■ Data shown:
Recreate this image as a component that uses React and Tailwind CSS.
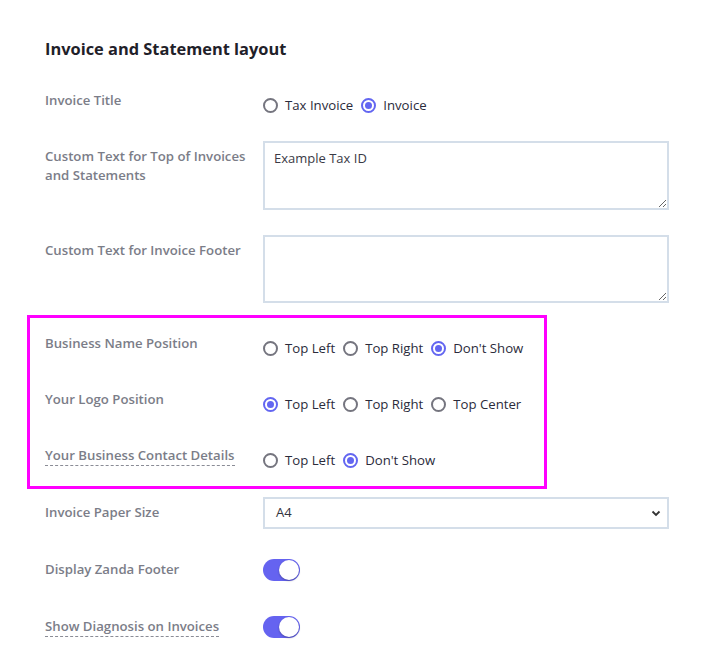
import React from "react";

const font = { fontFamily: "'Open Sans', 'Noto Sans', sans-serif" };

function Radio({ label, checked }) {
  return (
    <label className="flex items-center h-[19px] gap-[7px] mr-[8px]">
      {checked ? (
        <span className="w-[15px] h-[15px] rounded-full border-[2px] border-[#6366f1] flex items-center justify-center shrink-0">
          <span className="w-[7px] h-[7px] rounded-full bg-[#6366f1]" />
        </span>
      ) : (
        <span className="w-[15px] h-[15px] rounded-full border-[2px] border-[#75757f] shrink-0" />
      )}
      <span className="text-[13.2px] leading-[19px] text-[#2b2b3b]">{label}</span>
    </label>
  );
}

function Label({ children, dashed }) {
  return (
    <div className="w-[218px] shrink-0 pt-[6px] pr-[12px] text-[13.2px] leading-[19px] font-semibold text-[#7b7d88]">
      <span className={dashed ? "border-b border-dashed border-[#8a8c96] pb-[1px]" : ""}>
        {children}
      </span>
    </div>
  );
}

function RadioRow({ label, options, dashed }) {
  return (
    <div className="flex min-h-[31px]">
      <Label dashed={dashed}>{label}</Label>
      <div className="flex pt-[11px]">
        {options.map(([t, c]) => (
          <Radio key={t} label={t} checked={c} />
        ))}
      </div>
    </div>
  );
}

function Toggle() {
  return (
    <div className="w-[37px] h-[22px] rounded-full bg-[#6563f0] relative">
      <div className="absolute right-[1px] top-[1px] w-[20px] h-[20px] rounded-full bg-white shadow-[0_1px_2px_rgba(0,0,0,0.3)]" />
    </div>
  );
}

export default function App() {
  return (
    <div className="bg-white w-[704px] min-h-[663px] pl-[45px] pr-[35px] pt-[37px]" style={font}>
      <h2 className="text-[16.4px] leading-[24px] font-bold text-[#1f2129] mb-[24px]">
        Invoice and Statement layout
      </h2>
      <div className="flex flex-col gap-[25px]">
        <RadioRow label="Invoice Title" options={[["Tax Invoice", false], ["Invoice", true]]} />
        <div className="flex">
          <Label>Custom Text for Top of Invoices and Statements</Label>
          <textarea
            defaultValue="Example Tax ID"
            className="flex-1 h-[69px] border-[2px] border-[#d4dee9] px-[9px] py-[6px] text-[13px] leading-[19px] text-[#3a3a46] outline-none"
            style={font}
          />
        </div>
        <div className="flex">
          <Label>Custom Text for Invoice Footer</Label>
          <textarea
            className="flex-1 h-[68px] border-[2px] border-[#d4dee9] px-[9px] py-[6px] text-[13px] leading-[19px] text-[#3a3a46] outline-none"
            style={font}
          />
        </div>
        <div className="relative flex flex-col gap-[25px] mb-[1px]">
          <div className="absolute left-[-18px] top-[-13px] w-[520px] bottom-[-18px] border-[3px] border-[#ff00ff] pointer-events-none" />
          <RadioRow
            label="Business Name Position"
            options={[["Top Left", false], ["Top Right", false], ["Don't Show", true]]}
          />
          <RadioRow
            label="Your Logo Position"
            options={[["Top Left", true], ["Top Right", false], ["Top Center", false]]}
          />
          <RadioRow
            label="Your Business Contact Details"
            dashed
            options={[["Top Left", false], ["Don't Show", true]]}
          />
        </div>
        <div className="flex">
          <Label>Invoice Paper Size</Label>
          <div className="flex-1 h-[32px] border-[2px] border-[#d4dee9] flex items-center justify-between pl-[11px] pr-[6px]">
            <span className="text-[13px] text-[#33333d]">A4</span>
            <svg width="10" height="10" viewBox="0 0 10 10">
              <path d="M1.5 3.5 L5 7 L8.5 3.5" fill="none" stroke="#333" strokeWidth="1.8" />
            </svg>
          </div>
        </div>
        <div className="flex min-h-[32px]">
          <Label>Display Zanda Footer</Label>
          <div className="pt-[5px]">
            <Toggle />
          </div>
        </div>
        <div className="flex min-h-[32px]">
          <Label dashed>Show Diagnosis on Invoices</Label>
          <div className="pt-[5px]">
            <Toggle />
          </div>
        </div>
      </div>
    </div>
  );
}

==

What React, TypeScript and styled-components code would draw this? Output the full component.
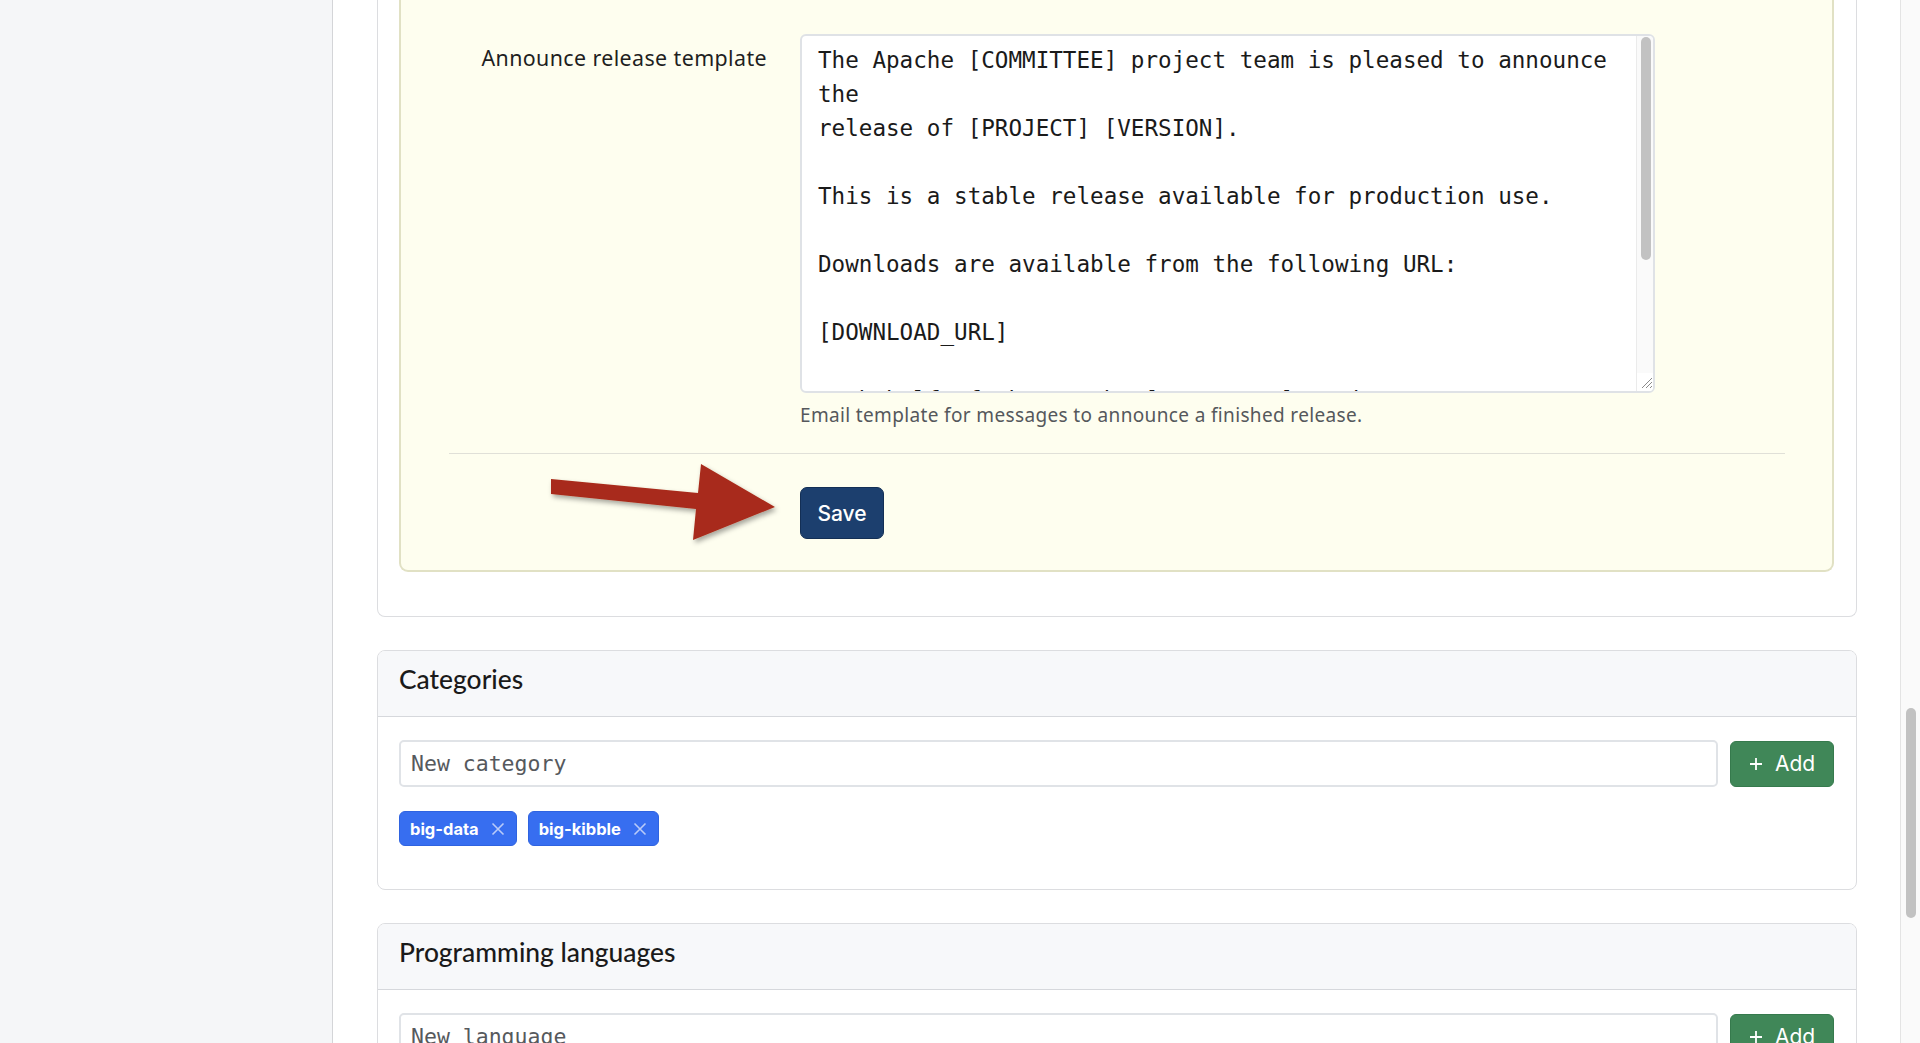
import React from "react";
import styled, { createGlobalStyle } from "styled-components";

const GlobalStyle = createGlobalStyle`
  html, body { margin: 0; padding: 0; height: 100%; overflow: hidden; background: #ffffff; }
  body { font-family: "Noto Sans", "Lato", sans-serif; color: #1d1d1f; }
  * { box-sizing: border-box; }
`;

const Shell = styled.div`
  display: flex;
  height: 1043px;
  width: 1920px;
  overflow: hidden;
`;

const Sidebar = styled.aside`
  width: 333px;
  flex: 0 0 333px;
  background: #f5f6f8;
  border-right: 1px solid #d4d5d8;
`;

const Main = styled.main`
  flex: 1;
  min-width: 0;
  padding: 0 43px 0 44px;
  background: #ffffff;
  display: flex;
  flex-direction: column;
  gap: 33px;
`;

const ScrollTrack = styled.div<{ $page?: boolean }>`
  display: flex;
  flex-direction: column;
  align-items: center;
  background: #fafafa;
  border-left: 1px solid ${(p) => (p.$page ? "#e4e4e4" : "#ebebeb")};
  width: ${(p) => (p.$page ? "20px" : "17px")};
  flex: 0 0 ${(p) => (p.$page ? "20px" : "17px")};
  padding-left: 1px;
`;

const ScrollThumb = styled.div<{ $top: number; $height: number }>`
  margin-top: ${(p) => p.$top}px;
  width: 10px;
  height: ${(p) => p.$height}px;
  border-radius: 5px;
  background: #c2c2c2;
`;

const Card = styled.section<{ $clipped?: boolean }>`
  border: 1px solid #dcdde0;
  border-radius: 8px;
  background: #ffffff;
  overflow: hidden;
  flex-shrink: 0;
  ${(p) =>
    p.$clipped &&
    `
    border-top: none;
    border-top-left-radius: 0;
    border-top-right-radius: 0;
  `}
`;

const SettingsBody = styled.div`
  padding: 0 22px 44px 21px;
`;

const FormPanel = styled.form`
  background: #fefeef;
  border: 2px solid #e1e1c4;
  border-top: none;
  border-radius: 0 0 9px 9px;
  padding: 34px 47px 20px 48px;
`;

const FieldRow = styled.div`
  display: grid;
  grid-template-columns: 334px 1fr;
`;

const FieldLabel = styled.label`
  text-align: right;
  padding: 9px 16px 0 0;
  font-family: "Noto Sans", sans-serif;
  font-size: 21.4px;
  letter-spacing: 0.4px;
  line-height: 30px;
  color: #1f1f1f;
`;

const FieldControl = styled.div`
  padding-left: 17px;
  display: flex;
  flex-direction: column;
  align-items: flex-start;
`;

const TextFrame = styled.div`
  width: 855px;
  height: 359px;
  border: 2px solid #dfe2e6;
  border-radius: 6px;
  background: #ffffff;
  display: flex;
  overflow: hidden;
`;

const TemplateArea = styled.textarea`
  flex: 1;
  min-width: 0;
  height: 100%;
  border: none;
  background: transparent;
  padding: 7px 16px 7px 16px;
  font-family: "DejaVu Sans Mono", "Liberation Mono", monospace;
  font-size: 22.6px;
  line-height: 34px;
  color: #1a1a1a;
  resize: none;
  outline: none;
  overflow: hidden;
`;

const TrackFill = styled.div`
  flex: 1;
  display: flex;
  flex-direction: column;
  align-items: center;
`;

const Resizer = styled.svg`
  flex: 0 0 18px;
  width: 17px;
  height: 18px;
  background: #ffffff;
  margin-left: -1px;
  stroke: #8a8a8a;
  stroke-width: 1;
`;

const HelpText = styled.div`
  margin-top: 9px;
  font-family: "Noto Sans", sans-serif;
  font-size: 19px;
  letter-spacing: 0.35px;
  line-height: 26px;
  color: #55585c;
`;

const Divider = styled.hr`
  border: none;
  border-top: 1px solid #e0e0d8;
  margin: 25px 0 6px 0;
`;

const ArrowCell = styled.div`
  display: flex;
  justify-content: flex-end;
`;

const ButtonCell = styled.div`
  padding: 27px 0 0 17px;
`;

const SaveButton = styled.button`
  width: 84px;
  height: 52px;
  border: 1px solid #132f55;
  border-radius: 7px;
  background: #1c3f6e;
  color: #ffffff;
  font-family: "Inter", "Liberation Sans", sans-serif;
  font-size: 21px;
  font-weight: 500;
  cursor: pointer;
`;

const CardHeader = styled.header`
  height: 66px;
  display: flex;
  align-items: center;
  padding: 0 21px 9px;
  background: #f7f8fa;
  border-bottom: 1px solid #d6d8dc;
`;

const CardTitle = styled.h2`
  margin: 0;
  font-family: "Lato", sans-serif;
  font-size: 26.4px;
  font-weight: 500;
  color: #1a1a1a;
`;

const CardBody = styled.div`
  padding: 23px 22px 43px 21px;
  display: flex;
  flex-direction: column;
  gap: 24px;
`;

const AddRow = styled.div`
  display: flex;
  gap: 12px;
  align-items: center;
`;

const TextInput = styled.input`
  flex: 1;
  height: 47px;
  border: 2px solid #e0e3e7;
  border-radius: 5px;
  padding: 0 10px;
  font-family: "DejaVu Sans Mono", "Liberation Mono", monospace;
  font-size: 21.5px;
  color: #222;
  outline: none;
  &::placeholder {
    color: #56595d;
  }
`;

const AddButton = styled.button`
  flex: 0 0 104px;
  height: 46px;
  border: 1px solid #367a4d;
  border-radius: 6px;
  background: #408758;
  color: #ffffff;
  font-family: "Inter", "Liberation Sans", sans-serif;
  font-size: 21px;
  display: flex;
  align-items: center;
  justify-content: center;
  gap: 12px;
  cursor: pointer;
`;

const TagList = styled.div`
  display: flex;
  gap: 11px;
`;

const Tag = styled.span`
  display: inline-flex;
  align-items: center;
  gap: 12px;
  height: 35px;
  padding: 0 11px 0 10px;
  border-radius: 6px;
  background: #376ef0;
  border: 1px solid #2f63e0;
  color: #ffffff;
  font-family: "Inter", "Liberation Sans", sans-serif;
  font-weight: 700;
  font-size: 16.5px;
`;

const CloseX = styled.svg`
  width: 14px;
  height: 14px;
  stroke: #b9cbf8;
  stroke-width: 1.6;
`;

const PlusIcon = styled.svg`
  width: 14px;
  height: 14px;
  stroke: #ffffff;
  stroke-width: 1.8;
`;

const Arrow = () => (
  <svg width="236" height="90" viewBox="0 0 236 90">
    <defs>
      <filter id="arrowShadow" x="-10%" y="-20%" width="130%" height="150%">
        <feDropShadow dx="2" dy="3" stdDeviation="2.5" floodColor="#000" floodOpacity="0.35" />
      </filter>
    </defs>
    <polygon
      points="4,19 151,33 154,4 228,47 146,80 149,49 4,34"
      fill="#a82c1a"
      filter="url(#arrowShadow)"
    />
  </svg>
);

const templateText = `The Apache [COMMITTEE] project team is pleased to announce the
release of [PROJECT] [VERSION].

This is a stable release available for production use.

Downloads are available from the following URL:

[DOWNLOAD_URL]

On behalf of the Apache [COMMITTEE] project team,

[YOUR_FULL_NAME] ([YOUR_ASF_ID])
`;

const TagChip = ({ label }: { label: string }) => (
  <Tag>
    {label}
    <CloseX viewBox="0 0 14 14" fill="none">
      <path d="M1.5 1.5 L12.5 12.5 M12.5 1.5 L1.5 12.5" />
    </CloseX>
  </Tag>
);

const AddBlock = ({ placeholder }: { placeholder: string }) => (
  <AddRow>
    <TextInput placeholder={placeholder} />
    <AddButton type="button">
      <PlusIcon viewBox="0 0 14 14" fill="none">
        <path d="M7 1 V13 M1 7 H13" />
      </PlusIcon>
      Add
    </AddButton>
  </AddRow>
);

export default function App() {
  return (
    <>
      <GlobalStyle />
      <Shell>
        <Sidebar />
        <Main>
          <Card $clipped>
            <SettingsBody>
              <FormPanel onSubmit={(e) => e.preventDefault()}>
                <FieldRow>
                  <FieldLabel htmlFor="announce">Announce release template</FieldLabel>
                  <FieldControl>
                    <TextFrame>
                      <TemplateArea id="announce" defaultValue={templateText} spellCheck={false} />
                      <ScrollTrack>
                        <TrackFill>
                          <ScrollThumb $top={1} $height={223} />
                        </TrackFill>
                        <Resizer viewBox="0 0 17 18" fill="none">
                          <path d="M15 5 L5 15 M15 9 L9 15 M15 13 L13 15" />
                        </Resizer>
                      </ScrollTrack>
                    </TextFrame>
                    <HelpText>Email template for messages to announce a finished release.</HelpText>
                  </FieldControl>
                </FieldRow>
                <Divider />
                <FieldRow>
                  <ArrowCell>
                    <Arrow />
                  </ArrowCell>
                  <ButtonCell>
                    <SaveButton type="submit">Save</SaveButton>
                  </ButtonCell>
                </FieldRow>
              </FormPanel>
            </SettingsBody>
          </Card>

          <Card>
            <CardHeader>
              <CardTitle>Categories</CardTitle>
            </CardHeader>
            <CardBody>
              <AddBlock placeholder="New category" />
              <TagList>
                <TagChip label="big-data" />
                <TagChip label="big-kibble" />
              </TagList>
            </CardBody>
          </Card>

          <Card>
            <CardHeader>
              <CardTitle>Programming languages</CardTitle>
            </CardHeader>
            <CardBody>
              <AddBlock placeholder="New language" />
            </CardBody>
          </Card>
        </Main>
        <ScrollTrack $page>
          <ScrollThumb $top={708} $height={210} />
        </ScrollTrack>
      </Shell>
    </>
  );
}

■ Task to complete: Looking at the data above, show all lines where the word "React" occurs.

■ Reply:
Recreate this image as a component that uses React and Tailwind CSS.
import React from "react";
What React, TypeScript and styled-components code would draw this? Output the full component.
import React from "react";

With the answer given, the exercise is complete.